## Stated task
Write out the data again exactly, skipping every picture.

## Data excerpt
################
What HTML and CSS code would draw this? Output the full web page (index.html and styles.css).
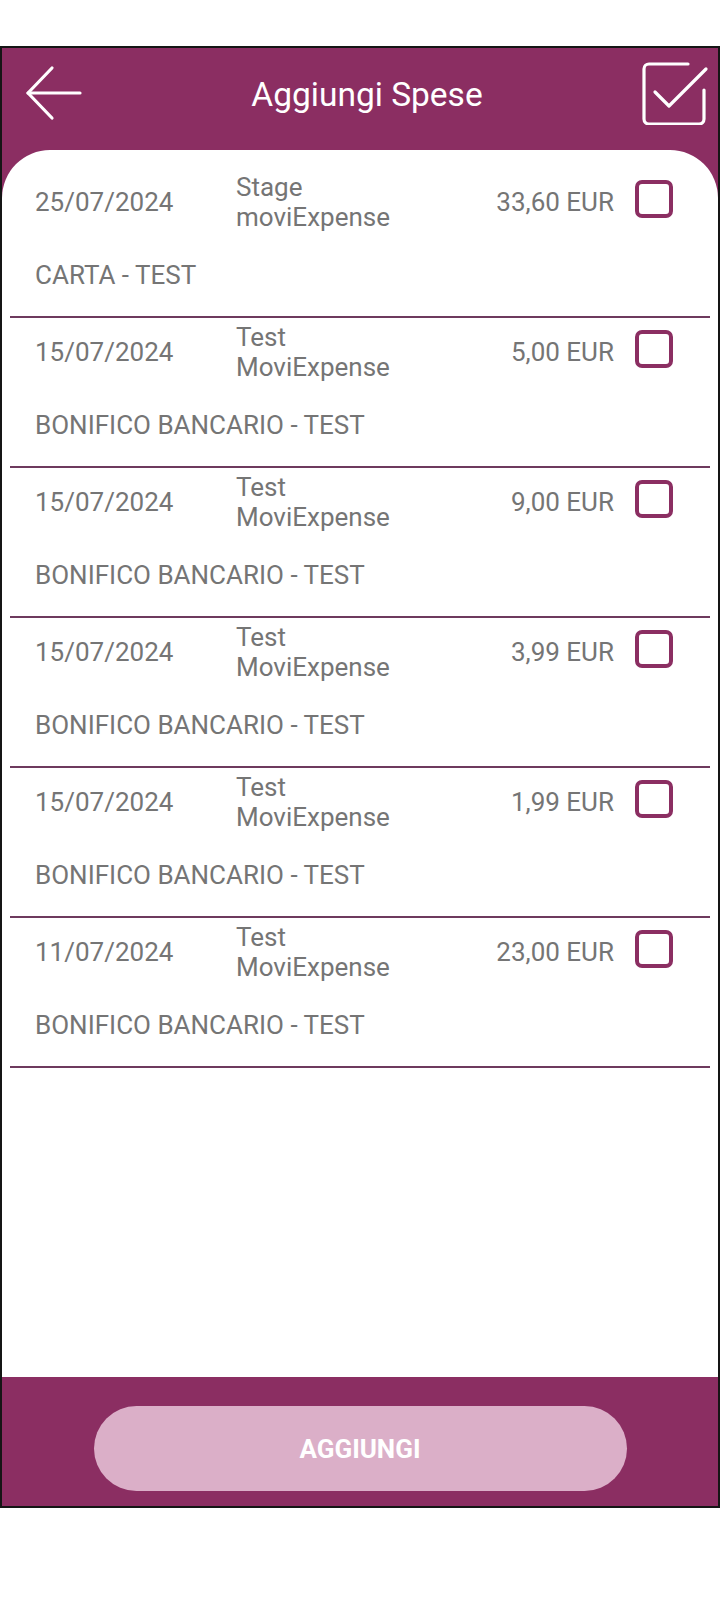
FILE: index.html
```html
<!DOCTYPE html>
<html lang="it">
<head>
<meta charset="utf-8">
<title>Aggiungi Spese</title>
<link rel="stylesheet" href="styles.css">
</head>
<body>
<div class="phone">
  <header class="topbar">
    <svg class="back" width="58" height="58" viewBox="0 0 58 58" fill="none" stroke="#fff" stroke-width="3.2" stroke-linecap="round" stroke-linejoin="round">
      <path d="M3 29 H55"/>
      <path d="M27 4 L3 29 L27 54"/>
    </svg>
    <h1 class="title">Aggiungi Spese</h1>
    <svg class="check" width="68" height="66" viewBox="0 0 68 66" fill="none" stroke="#fff" stroke-width="3.2" stroke-linecap="round" stroke-linejoin="round">
      <path d="M47 5 H8 a5 5 0 0 0 -5 5 V60 a5 5 0 0 0 5 5 H58 a5 5 0 0 0 5 -5 V31"/>
      <path d="M14 33 L28 47 L65 10"/>
    </svg>
  </header>

  <main class="card">
    <ul class="list">
      <li class="item">
        <div class="row">
          <span class="date">25/07/2024</span>
          <span class="desc">Stage<br>moviExpense</span>
          <span class="amount">33,60 EUR</span>
          <span class="box"></span>
        </div>
        <div class="method">CARTA - TEST</div>
      </li>
      <li class="item">
        <div class="row">
          <span class="date">15/07/2024</span>
          <span class="desc">Test<br>MoviExpense</span>
          <span class="amount">5,00 EUR</span>
          <span class="box"></span>
        </div>
        <div class="method">BONIFICO BANCARIO - TEST</div>
      </li>
      <li class="item">
        <div class="row">
          <span class="date">15/07/2024</span>
          <span class="desc">Test<br>MoviExpense</span>
          <span class="amount">9,00 EUR</span>
          <span class="box"></span>
        </div>
        <div class="method">BONIFICO BANCARIO - TEST</div>
      </li>
      <li class="item">
        <div class="row">
          <span class="date">15/07/2024</span>
          <span class="desc">Test<br>MoviExpense</span>
          <span class="amount">3,99 EUR</span>
          <span class="box"></span>
        </div>
        <div class="method">BONIFICO BANCARIO - TEST</div>
      </li>
      <li class="item">
        <div class="row">
          <span class="date">15/07/2024</span>
          <span class="desc">Test<br>MoviExpense</span>
          <span class="amount">1,99 EUR</span>
          <span class="box"></span>
        </div>
        <div class="method">BONIFICO BANCARIO - TEST</div>
      </li>
      <li class="item">
        <div class="row">
          <span class="date">11/07/2024</span>
          <span class="desc">Test<br>MoviExpense</span>
          <span class="amount">23,00 EUR</span>
          <span class="box"></span>
        </div>
        <div class="method">BONIFICO BANCARIO - TEST</div>
      </li>
    </ul>
  </main>

  <footer class="bottombar">
    <button class="add">AGGIUNGI</button>
  </footer>
</div>
</body>
</html>
```

FILE: styles.css
```css
* { box-sizing: border-box; }

html, body {
  margin: 0;
  padding: 0;
  background: #fff;
  font-family: Roboto, "Liberation Sans", sans-serif;
}

.phone {
  margin-top: 46px;
  height: 1462px;
  border: 2px solid #151515;
  display: flex;
  flex-direction: column;
  background: #8b2e62;
  box-shadow: 0 1px 0 #c9c9c9;
}

.topbar {
  height: 102px;
  flex: none;
  display: flex;
  align-items: center;
  padding: 0 9px 12px 23px;
}

.back {
  flex: none;
  display: block;
  margin-top: 0;
}

.title {
  flex: 1;
  margin: 0;
  padding-left: 10px;
  text-align: center;
  color: #fff;
  font-weight: 400;
  font-size: 33.5px;
  line-height: 40px;
  position: relative;
  top: 2px;
}

.check {
  flex: none;
  display: block;
  margin-top: -2px;
}

.card {
  flex: 1;
  background: #fff;
  border-radius: 48px 48px 0 0;
  padding: 18px 8px 0;
}

.list {
  list-style: none;
  margin: 0;
  padding: 0;
}

.item {
  padding: 4px 0 26px 25px;
  border-bottom: 2px solid #6e3a5e;
  color: #757575;
  font-size: 26px;
}

.row {
  display: flex;
  align-items: center;
  height: 60px;
}

.date {
  width: 201px;
  flex: none;
  line-height: 30px;
}

.desc {
  flex: 1;
  line-height: 30px;
}

.amount {
  flex: none;
  line-height: 30px;
  text-align: right;
}

.box {
  flex: none;
  width: 38px;
  height: 38px;
  margin: -6px 37px 0 21px;
  border: 4.5px solid #8b2e62;
  border-radius: 7px;
}

.method {
  margin-top: 28px;
  line-height: 30px;
}

.bottombar {
  height: 129px;
  flex: none;
  display: flex;
  justify-content: center;
  padding-top: 29px;
}

.add {
  width: 533px;
  height: 85px;
  border: none;
  border-radius: 43px;
  background: #dbafc8;
  color: #fff;
  font-family: Roboto, "Liberation Sans", sans-serif;
  font-weight: 700;
  font-size: 26px;
  padding: 0;
}
```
################
## The response
What HTML and CSS code would draw this? Output the full web page (index.html and styles.css).
FILE: index.html
```html
<!DOCTYPE html>
<html lang="it">
<head>
<meta charset="utf-8">
<title>Aggiungi Spese</title>
<link rel="stylesheet" href="styles.css">
</head>
<body>
<div class="phone">
  <header class="topbar">
    <svg class="back" width="58" height="58" viewBox="0 0 58 58" fill="none" stroke="#fff" stroke-width="3.2" stroke-linecap="round" stroke-linejoin="round">
      <path d="M3 29 H55"/>
      <path d="M27 4 L3 29 L27 54"/>
    </svg>
    <h1 class="title">Aggiungi Spese</h1>
    <svg class="check" width="68" height="66" viewBox="0 0 68 66" fill="none" stroke="#fff" stroke-width="3.2" stroke-linecap="round" stroke-linejoin="round">
      <path d="M47 5 H8 a5 5 0 0 0 -5 5 V60 a5 5 0 0 0 5 5 H58 a5 5 0 0 0 5 -5 V31"/>
      <path d="M14 33 L28 47 L65 10"/>
    </svg>
  </header>

  <main class="card">
    <ul class="list">
      <li class="item">
        <div class="row">
          <span class="date">25/07/2024</span>
          <span class="desc">Stage<br>moviExpense</span>
          <span class="amount">33,60 EUR</span>
          <span class="box"></span>
        </div>
        <div class="method">CARTA - TEST</div>
      </li>
      <li class="item">
        <div class="row">
          <span class="date">15/07/2024</span>
          <span class="desc">Test<br>MoviExpense</span>
          <span class="amount">5,00 EUR</span>
          <span class="box"></span>
        </div>
        <div class="method">BONIFICO BANCARIO - TEST</div>
      </li>
      <li class="item">
        <div class="row">
          <span class="date">15/07/2024</span>
          <span class="desc">Test<br>MoviExpense</span>
          <span class="amount">9,00 EUR</span>
          <span class="box"></span>
        </div>
        <div class="method">BONIFICO BANCARIO - TEST</div>
      </li>
      <li class="item">
        <div class="row">
          <span class="date">15/07/2024</span>
          <span class="desc">Test<br>MoviExpense</span>
          <span class="amount">3,99 EUR</span>
          <span class="box"></span>
        </div>
        <div class="method">BONIFICO BANCARIO - TEST</div>
      </li>
      <li class="item">
        <div class="row">
          <span class="date">15/07/2024</span>
          <span class="desc">Test<br>MoviExpense</span>
          <span class="amount">1,99 EUR</span>
          <span class="box"></span>
        </div>
        <div class="method">BONIFICO BANCARIO - TEST</div>
      </li>
      <li class="item">
        <div class="row">
          <span class="date">11/07/2024</span>
          <span class="desc">Test<br>MoviExpense</span>
          <span class="amount">23,00 EUR</span>
          <span class="box"></span>
        </div>
        <div class="method">BONIFICO BANCARIO - TEST</div>
      </li>
    </ul>
  </main>

  <footer class="bottombar">
    <button class="add">AGGIUNGI</button>
  </footer>
</div>
</body>
</html>
```

FILE: styles.css
```css
* { box-sizing: border-box; }

html, body {
  margin: 0;
  padding: 0;
  background: #fff;
  font-family: Roboto, "Liberation Sans", sans-serif;
}

.phone {
  margin-top: 46px;
  height: 1462px;
  border: 2px solid #151515;
  display: flex;
  flex-direction: column;
  background: #8b2e62;
  box-shadow: 0 1px 0 #c9c9c9;
}

.topbar {
  height: 102px;
  flex: none;
  display: flex;
  align-items: center;
  padding: 0 9px 12px 23px;
}

.back {
  flex: none;
  display: block;
  margin-top: 0;
}

.title {
  flex: 1;
  margin: 0;
  padding-left: 10px;
  text-align: center;
  color: #fff;
  font-weight: 400;
  font-size: 33.5px;
  line-height: 40px;
  position: relative;
  top: 2px;
}

.check {
  flex: none;
  display: block;
  margin-top: -2px;
}

.card {
  flex: 1;
  background: #fff;
  border-radius: 48px 48px 0 0;
  padding: 18px 8px 0;
}

.list {
  list-style: none;
  margin: 0;
  padding: 0;
}

.item {
  padding: 4px 0 26px 25px;
  border-bottom: 2px solid #6e3a5e;
  color: #757575;
  font-size: 26px;
}

.row {
  display: flex;
  align-items: center;
  height: 60px;
}

.date {
  width: 201px;
  flex: none;
  line-height: 30px;
}

.desc {
  flex: 1;
  line-height: 30px;
}

.amount {
  flex: none;
  line-height: 30px;
  text-align: right;
}

.box {
  flex: none;
  width: 38px;
  height: 38px;
  margin: -6px 37px 0 21px;
  border: 4.5px solid #8b2e62;
  border-radius: 7px;
}

.method {
  margin-top: 28px;
  line-height: 30px;
}

.bottombar {
  height: 129px;
  flex: none;
  display: flex;
  justify-content: center;
  padding-top: 29px;
}

.add {
  width: 533px;
  height: 85px;
  border: none;
  border-radius: 43px;
  background: #dbafc8;
  color: #fff;
  font-family: Roboto, "Liberation Sans", sans-serif;
  font-weight: 700;
  font-size: 26px;
  padding: 0;
}
```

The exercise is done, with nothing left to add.